Старик стоял и не смотрел на меня, чуть качаясь от волнения. Он был уже без очков.
Подкатывает автобус. Семёнов оглядывается на деда, залезает.
Старик подбирается к подножке. Я поджидаю, пока все сядут, оттесняю старика, тот рвётся, но я его держу. Появляются директор и медбрат. Я удерживаю деда, который внезапно становится непомерно сильным. Сталкиваю его в плечи с первой ступеньки, сам хватаюсь за поручень для опоры. Мы входим в клинч. Старик бьётся насмерть, мычит, глаза вытаращил, но всё равно не смотрит на меня, я против этой силы ничто, но не в этом дело, я не могу, мне страшно, уступаю. Но тут уже директор с санитаром за ноги тащат старика, он вцепился за поручень двумя руками, в горизонтальном положении летит, растянут из автобуса над асфальтом. Лицо у него совершенно нечеловеческое, плоское от усилия, и не просто полоумное, а бешеное. Пассажиры волнуются, но не вмешиваются.
Санитар продолжает держать, директор бьёт старика по рукам, кулаком, сбивает кисти с поручня: раз, два, три. Перехватывает левой, теперь сбивает вторую: раз, два. Старик падает лицом на руки, в землю.
Двери закрываются, я сажусь, не могу продохнуть. Автобус отъезжает, вижу, как старик бьётся в припадке, а над ним стоят санитар и директор. Для этих движений у старика нет сил, но припадок владеет им конвульсивно, так электрический разряд оживляет мертвеца.

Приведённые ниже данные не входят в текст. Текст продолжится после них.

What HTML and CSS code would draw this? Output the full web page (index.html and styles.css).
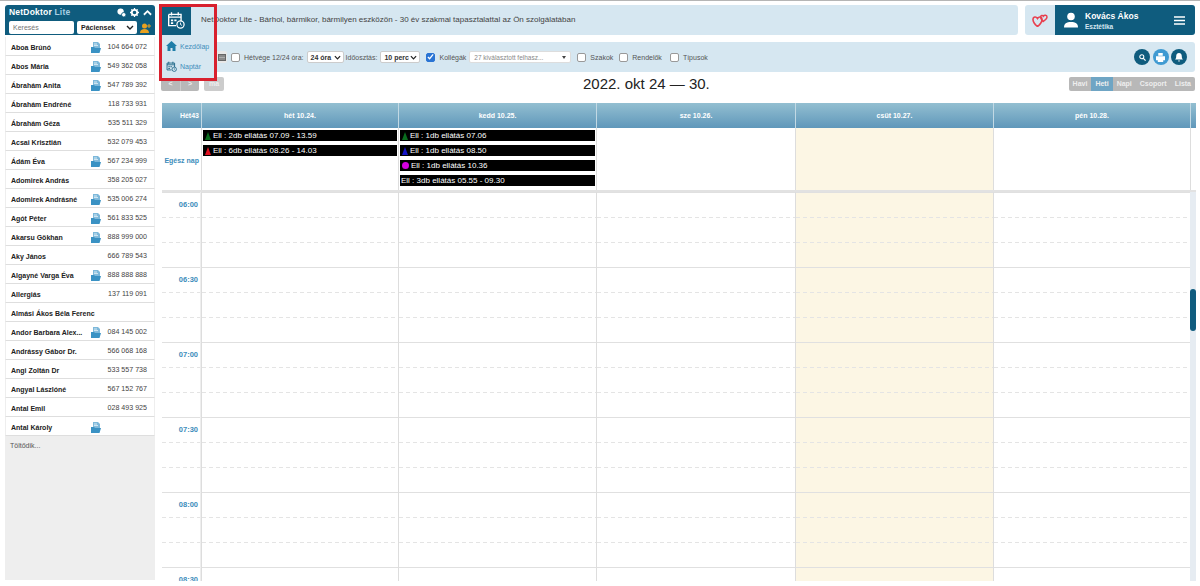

Автобус спускается с холма, переезжает мостик через ручей, в окнах вырастает ельник, мгновенно темнеет.
Я ору водителю:
— Дверь открой! Дверь открой!
Водила тормозит, я выпрыгиваю, бегу обратно в гору, задыхаюсь, перехожу на шаг, снова бегу, добираюсь шагом. Сергеич, потемневший от удушья, директор сидит над ним, курит в кулак, санитар приносит носилки, с ним ещё один, в халате. Я разнимаю старику челюсти, долго ищу язык, ищу, выскальзывает, вся рука в слюне, скользит, ищу, пальцы в напряжении, так не годится, их надо расслабить, нежно, расслабить, нащупать осторожно, нащупал, подтягиваю, держу, одной рукой наваливаюсь на грудину, ещё, старик с сипом вдыхает, кашляет, дышит, дышит, дышит. Грузим Сергеича на носилки, его уносят.
Я иду за ним, но отстаю на полдороге, возвращаюсь, иду к лесу, меня нагоняет «ауди», директор подбрасывает до трассы, и я скоро ловлю попутку.
Запах старика жил ещё в доме несколько недель, и месяца два я не ездил на дачу, чтобы он выветрился.
Только следующей осенью я добрался до Калуги, в гости к Сергеичу. Вместо того мужика с цепью в директорском кабинете хозяйничала серьёзная женщина в старомодных очках-бабочках, Елизавета Валерьевна. Я расспросил о старике. Главврач отправила меня в архив, располагавшийся в монастырской башне. Пробравшись сквозь мокрые низкие ветви яблонь — по щекам безвольными мокрыми ладонями, — я поднялся по гнилым ступеням к архивариусу, словоохотливая тётушка открыла зарешеченную дверь хранилища, вызволила с полок две папки. Сергеич, оказывается, потом нашёлся для мира, у него были и родственники, и место жительства, но прежде чем найтись, он умер. Похоронили его на городском кладбище, там есть участок, наш, больничный, так что можно могилку найти, может, родственники и памятник поставили, оградку, кто знает.
Я нашёл могилу Сергеича, постоял у безымянного плечистого креста.
Смеркалось; сторож, проводивший меня, ушёл.
Галки поднялись с берёз, покружили и долго-долго вспыхивали врассыпную, оглушительно вскрикивая над головой.
Теперь я всё чаще думаю о Сергеиче. Вот и вчера — я приехал на дачу уже за полночь, по дороге попал в снегопад, полз среди лесов, ни зги, ни дороги не видно, один раз свалился с обочины, хорошо ещё, сам выбрался. Войдя в дом, вдруг почуял запах шипра, но растопил печку и больше уже не слышал, а теперь стало ясно, чьё дыхание я видел утром на реке, чей вздох приветствовал меня в морозном небе.
Грузди
Однажды оказался я в Витебске в командировке с товарищем, Борькой.
Мы приехали на рабочей машине, со всем оборудованием и инструментами, набрав по дороге у обочины багажник груздей.
Четыре дня мы устанавливали в новой синагоге систему безопасности производства нашей фирмы: видеокамеры, сигнализацию, досмотровый сканер.
Раввин Гуревич попросил нас работать в головных уборах.
Я отказался.
Борька послушно нацепил на лысеющий затылок кипу из лотка у входа.